**REQUIREMENT:** Work out how many lines include "index" and answer with that number only.

**PROVIDED MATERIAL:**
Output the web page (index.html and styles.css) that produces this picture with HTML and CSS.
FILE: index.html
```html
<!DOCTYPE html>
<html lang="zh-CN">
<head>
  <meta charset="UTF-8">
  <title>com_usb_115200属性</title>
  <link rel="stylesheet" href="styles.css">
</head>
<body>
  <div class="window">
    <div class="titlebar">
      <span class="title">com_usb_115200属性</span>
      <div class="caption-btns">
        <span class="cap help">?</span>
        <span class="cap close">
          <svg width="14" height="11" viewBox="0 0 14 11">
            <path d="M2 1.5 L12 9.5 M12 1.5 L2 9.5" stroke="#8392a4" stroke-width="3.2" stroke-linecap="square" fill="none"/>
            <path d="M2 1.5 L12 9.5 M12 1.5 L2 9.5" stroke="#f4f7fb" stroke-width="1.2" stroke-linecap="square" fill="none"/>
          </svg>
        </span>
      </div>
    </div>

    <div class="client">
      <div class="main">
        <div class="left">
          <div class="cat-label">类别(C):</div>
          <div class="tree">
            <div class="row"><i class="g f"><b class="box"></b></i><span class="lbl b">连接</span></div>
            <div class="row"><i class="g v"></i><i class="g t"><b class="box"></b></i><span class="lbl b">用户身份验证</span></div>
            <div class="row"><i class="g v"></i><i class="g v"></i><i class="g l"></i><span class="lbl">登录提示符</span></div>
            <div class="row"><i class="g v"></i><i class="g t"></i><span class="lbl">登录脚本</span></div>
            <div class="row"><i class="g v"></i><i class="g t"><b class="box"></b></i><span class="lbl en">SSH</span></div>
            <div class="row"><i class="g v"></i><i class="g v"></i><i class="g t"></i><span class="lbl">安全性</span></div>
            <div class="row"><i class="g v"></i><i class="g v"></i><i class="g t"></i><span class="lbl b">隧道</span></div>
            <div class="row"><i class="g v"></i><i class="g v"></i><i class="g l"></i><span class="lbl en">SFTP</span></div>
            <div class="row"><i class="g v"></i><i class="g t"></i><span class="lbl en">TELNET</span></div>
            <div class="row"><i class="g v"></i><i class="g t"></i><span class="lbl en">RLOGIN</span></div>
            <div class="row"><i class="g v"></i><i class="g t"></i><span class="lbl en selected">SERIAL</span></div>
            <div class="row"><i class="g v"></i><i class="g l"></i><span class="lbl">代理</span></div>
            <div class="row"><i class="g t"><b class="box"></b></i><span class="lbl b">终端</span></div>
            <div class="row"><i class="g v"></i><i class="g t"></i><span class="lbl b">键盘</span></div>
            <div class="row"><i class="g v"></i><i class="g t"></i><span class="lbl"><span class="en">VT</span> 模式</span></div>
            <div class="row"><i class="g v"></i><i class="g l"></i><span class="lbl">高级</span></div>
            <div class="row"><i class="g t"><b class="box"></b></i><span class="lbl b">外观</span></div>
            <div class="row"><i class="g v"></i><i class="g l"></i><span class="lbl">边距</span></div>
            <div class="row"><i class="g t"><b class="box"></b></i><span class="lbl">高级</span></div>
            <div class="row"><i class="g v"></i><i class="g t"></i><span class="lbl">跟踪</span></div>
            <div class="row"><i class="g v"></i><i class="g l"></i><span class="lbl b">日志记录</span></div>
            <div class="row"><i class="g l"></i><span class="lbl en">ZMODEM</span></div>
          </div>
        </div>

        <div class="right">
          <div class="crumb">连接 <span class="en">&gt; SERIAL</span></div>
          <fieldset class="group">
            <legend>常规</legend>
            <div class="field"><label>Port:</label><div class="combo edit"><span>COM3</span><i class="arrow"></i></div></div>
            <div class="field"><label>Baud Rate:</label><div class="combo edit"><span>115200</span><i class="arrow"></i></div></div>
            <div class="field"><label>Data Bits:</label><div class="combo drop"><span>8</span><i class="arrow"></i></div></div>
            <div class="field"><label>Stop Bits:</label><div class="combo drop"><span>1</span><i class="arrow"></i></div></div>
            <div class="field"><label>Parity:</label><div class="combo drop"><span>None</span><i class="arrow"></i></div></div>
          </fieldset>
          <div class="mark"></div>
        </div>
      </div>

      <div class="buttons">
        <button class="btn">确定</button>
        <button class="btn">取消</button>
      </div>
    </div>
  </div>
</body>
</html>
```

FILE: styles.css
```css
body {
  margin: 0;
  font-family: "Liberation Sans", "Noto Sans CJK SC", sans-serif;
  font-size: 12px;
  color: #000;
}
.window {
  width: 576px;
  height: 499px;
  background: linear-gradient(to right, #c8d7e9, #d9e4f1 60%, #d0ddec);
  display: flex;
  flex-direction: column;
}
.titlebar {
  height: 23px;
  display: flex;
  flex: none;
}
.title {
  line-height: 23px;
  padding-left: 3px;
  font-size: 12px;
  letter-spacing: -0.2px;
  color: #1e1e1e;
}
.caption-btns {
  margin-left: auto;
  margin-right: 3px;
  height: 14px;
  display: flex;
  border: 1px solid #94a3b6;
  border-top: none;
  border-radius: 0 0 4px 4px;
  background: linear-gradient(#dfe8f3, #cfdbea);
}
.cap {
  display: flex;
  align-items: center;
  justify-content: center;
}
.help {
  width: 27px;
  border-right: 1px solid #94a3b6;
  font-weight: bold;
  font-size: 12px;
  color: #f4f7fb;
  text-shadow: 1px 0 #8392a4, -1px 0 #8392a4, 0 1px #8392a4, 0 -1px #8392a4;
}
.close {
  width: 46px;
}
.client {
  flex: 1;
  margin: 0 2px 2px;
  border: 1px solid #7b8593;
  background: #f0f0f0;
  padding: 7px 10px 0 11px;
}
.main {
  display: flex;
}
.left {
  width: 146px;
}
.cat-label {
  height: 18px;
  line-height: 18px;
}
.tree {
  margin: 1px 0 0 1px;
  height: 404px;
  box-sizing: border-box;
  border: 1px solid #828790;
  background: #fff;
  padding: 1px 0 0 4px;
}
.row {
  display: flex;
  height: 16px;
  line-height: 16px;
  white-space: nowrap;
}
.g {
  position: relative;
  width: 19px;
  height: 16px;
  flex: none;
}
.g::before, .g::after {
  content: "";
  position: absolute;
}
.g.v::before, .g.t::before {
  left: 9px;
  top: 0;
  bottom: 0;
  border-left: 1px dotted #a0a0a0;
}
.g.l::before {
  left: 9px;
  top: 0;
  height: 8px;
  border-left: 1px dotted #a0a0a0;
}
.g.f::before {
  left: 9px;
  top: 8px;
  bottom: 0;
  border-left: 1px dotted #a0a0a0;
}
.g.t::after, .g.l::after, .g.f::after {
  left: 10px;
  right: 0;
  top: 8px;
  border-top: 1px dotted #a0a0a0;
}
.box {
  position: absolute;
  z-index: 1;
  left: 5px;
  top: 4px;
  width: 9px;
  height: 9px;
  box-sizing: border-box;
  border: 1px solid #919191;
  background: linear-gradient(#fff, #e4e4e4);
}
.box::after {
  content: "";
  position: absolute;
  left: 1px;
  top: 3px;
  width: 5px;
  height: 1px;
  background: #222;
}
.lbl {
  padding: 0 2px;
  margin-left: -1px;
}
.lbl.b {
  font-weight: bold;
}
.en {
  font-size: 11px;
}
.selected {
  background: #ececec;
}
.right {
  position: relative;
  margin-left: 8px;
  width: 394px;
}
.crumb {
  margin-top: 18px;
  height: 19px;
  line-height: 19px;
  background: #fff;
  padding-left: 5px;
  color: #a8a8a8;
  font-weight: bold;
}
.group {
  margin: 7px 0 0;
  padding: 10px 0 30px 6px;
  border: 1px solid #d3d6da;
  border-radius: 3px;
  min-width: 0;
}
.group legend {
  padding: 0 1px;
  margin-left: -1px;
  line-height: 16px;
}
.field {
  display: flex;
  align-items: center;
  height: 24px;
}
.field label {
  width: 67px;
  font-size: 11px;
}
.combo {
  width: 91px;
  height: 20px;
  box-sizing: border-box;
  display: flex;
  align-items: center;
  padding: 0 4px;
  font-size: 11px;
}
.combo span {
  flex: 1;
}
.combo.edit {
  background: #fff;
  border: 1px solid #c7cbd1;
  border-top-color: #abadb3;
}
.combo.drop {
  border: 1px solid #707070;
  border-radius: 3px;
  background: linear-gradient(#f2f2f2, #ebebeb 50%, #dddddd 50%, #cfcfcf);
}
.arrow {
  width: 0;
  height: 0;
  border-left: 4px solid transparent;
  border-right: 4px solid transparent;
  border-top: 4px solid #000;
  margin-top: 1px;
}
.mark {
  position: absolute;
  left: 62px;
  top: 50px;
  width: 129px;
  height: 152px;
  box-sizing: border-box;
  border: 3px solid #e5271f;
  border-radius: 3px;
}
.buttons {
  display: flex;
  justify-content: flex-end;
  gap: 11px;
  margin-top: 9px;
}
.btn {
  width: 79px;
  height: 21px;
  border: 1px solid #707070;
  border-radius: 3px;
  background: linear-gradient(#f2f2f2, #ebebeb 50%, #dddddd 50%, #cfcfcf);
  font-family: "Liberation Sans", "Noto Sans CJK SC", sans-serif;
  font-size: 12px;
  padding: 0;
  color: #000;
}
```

**FULL OUTPUT:** 3